■ **Your instructions**: Copy each line below in which the string "React" occurs.

-- Start of Given material --

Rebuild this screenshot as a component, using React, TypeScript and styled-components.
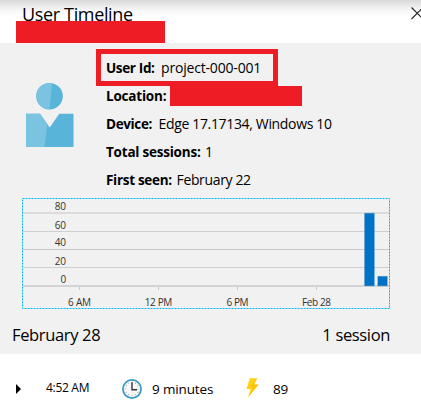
import React from 'react';
import styled, { createGlobalStyle } from 'styled-components';

const GlobalStyle = createGlobalStyle`
  * { box-sizing: border-box; }
  body { margin: 0; background: #fff; color: #000; font-family: "Open Sans", "Noto Sans", sans-serif; overflow: hidden; }
`;

const Panel = styled.div`
  width: 421px;
  height: 416px;
  overflow: hidden;
  background: #fff;
`;

const Header = styled.header`
  display: flex;
  justify-content: space-between;
  height: 43px;
  padding-left: 16px;
  background: linear-gradient(#d9d9d9 0, #e8e8e8 5px, #f8f8f8 11px, #fff 17px);
`;

const Heading = styled.div`
  display: flex;
  flex-direction: column;
  justify-content: space-between;
`;

const Title = styled.h1`
  margin: 1px 0 0 6px;
  font-size: 18px;
  line-height: 26px;
  height: 20px;
  font-weight: 400;
  letter-spacing: -0.35px;
  white-space: nowrap;
`;

const Redaction = styled.div<{ $w: number; $h: number }>`
  flex: none;
  width: ${p => p.$w}px;
  height: ${p => p.$h}px;
  background: #ee1c24;
`;

const CloseIcon = styled.svg`
  flex: none;
  margin-top: 7px;
  width: 10px;
  height: 13px;
  overflow: visible;
`;

const Body = styled.section`
  height: 311px;
  background: #f1f1f1;
`;

const Profile = styled.div`
  display: flex;
  height: 155px;
  padding: 6px 0 0 26px;
`;

const Avatar = styled.svg`
  flex: none;
  width: 48px;
  height: 65px;
  margin: 33px 22px 0 0;
`;

const Details = styled.div`
  display: flex;
  flex-direction: column;
`;

const Detail = styled.div`
  display: flex;
  align-items: center;
  height: 28px;
  padding-left: 10px;
  font-size: 14px;
  line-height: 20px;
  white-space: nowrap;
`;

const BoxedDetail = styled(Detail)`
  width: 182px;
  height: 37px;
  margin-bottom: -4px;
  padding: 1px 0 0 5px;
  border: 5px solid #ee1c24;
`;

const Label = styled.span<{ $w: number; $track?: number }>`
  flex: none;
  width: ${p => p.$w}px;
  font-size: 13.5px;
  font-weight: 700;
  letter-spacing: ${p => p.$track ?? -0.35}px;
`;

const Value = styled.span<{ $track?: number }>`
  letter-spacing: ${p => p.$track ?? 0}px;
`;

const Chart = styled.svg`
  display: block;
  width: 368px;
  height: 111px;
  margin-left: 22px;
  font-family: "Open Sans", sans-serif;
  font-size: 10px;
  fill: #333;
`;

const DayRow = styled.div`
  display: flex;
  justify-content: space-between;
  align-items: center;
  height: 45px;
  padding: 5px 31px 0 12px;
  font-size: 16.5px;
`;

const Day = styled.span<{ $track: number }>`
  letter-spacing: ${p => p.$track}px;
`;

const SessionRow = styled.div`
  display: flex;
  align-items: center;
  height: 62px;
  padding: 7px 0 0 16px;
  font-size: 13.5px;
  line-height: 20px;
  white-space: nowrap;
`;

const Arrow = styled.svg`
  flex: none;
  width: 5px;
  height: 10px;
`;

const Time = styled.span`
  width: 76px;
  margin: -2px 0 0 25px;
  font-size: 12px;
  letter-spacing: -0.3px;
`;

const Clock = styled.svg`
  flex: none;
  width: 20px;
  height: 20px;
  margin-right: 10px;
`;

const Duration = styled.span`
  width: 94px;
  letter-spacing: -0.15px;
`;

const Bolt = styled.svg`
  flex: none;
  width: 13px;
  height: 20px;
  margin: -1px 14px 0 0;
`;

const gridLines = [
  { label: '80', y: 14, h: 2, c: '#dcdcdc', base: 12 },
  { label: '60', y: 33, h: 1, c: '#cfcfcf', base: 30.5 },
  { label: '40', y: 51, h: 1, c: '#cacaca', base: 48 },
  { label: '20', y: 69, h: 1, c: '#cfcfcf', base: 67 },
  { label: '0', y: 87, h: 2, c: '#d3d3d3', base: 85 },
];
const ticks = [
  { label: '6 AM', x: 57.5, w: 23 },
  { label: '12 PM', x: 136.5, w: 27.5 },
  { label: '6 PM', x: 215.5, w: 22 },
  { label: 'Feb 28', x: 294.5, w: 29 },
];
const bars = [
  { x: 342.6, y: 15.3, w: 9.7, h: 72.5 },
  { x: 355.8, y: 78.4, w: 9.5, h: 9.4 },
];

function ActivityChart() {
  return (
    <Chart viewBox="0 0 368 111">
      {gridLines.map(g => (
        <g key={g.label}>
          <rect x="1" y={g.y} width="366" height={g.h} fill={g.c} />
          <text x="44" y={g.base} textAnchor="end" letterSpacing="-0.1">{g.label}</text>
        </g>
      ))}
      {ticks.map(t => (
        <g key={t.label}>
          <rect x={t.x - 0.5} y="89" width="1" height="3" fill="#c8c8c8" />
          <text x={t.x - t.w / 2} y="108" textLength={t.w}>{t.label}</text>
        </g>
      ))}
      {bars.map(b => (
        <rect key={b.x} x={b.x} y={b.y} width={b.w} height={b.h} fill="#0072c6" stroke="#0072c6" strokeOpacity=".3" strokeWidth="1" />
      ))}
      <rect x="0.5" y="0.5" width="367" height="110" fill="none" stroke="#00b7f1" strokeDasharray="2 1" />
    </Chart>
  );
}

export default function App() {
  return (
    <>
      <GlobalStyle />
      <Panel>
        <Header>
          <Heading>
            <Title>User Timeline</Title>
            <Redaction $w={149} $h={22} />
          </Heading>
          <CloseIcon viewBox="0 0 10 13">
            <path d="M0.5 0.5L12 12M12 0.5L0.5 12" stroke="#222" strokeWidth="1.1" fill="none" />
          </CloseIcon>
        </Header>
        <Body>
          <Profile>
            <Avatar viewBox="0 0 48 65">
              <circle cx="23.5" cy="14.2" r="13.3" fill="#59b4d9" />
              <path d="M26.2 1.1A13.3 13.3 0 1 0 23.5 27.5Z" fill="#7ac3e1" />
              <path d="M0 31.7H14L23.7 45.4L33.3 31.7H47.5V65H0Z" fill="#59b4d9" />
              <path d="M0 31.7H14L21.4 42.2L18.5 65H0Z" fill="#7ac3e1" />
            </Avatar>
            <Details>
              <BoxedDetail>
                <Label $w={55}>User Id:</Label>
                <Value $track={-0.18}>project-000-001</Value>
              </BoxedDetail>
              <Detail>
                <Label $w={64} $track={-0.2}>Location:</Label>
                <Redaction $w={132} $h={20} />
              </Detail>
              <Detail>
                <Label $w={52.5}>Device:</Label>
                <Value $track={-0.34}>Edge 17.17134, Windows 10</Value>
              </Detail>
              <Detail>
                <Label $w={99} $track={-0.22}>Total sessions:</Label>
                <Value>1</Value>
              </Detail>
              <Detail>
                <Label $w={70.5} $track={-0.3}>First seen:</Label>
                <Value $track={-0.35}>February 22</Value>
              </Detail>
            </Details>
          </Profile>
          <ActivityChart />
          <DayRow>
            <Day $track={-0.35}>February 28</Day>
            <Day $track={-0.35}>1 session</Day>
          </DayRow>
        </Body>
        <SessionRow>
          <Arrow viewBox="0 0 5 10"><path d="M0 0L5 5L0 10Z" /></Arrow>
          <Time>4:52 AM</Time>
          <Clock viewBox="0 0 20 20">
            <circle cx="10" cy="10" r="9.1" fill="#f7f7f7" stroke="#3999c6" strokeWidth="1.7" />
            <circle cx="10" cy="10" r="6.7" fill="none" stroke="#999" strokeWidth="1.1" strokeDasharray="0.8 2.708" strokeDashoffset="0.4" />
            <path d="M10 3.3V10.7H15" fill="none" stroke="#333" strokeWidth="1.4" />
          </Clock>
          <Duration>9 minutes</Duration>
          <Bolt viewBox="0 0 13 20">
            <path d="M3.8 0.3H11.3L8 6.5H12.5L2 19.5L4.7 11H0.5Z" fill="#fcd116" />
            <path d="M11.3 0.3L4.2 8.8H7.5L2 19.5L12.5 6.5H8Z" fill="#ffb900" opacity=".6" />
          </Bolt>
          <Value $track={-0.1}>89</Value>
        </SessionRow>
      </Panel>
    </>
  );
}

-- End of Given material --

■ **Written response**:
Rebuild this screenshot as a component, using React, TypeScript and styled-components.
import React from 'react';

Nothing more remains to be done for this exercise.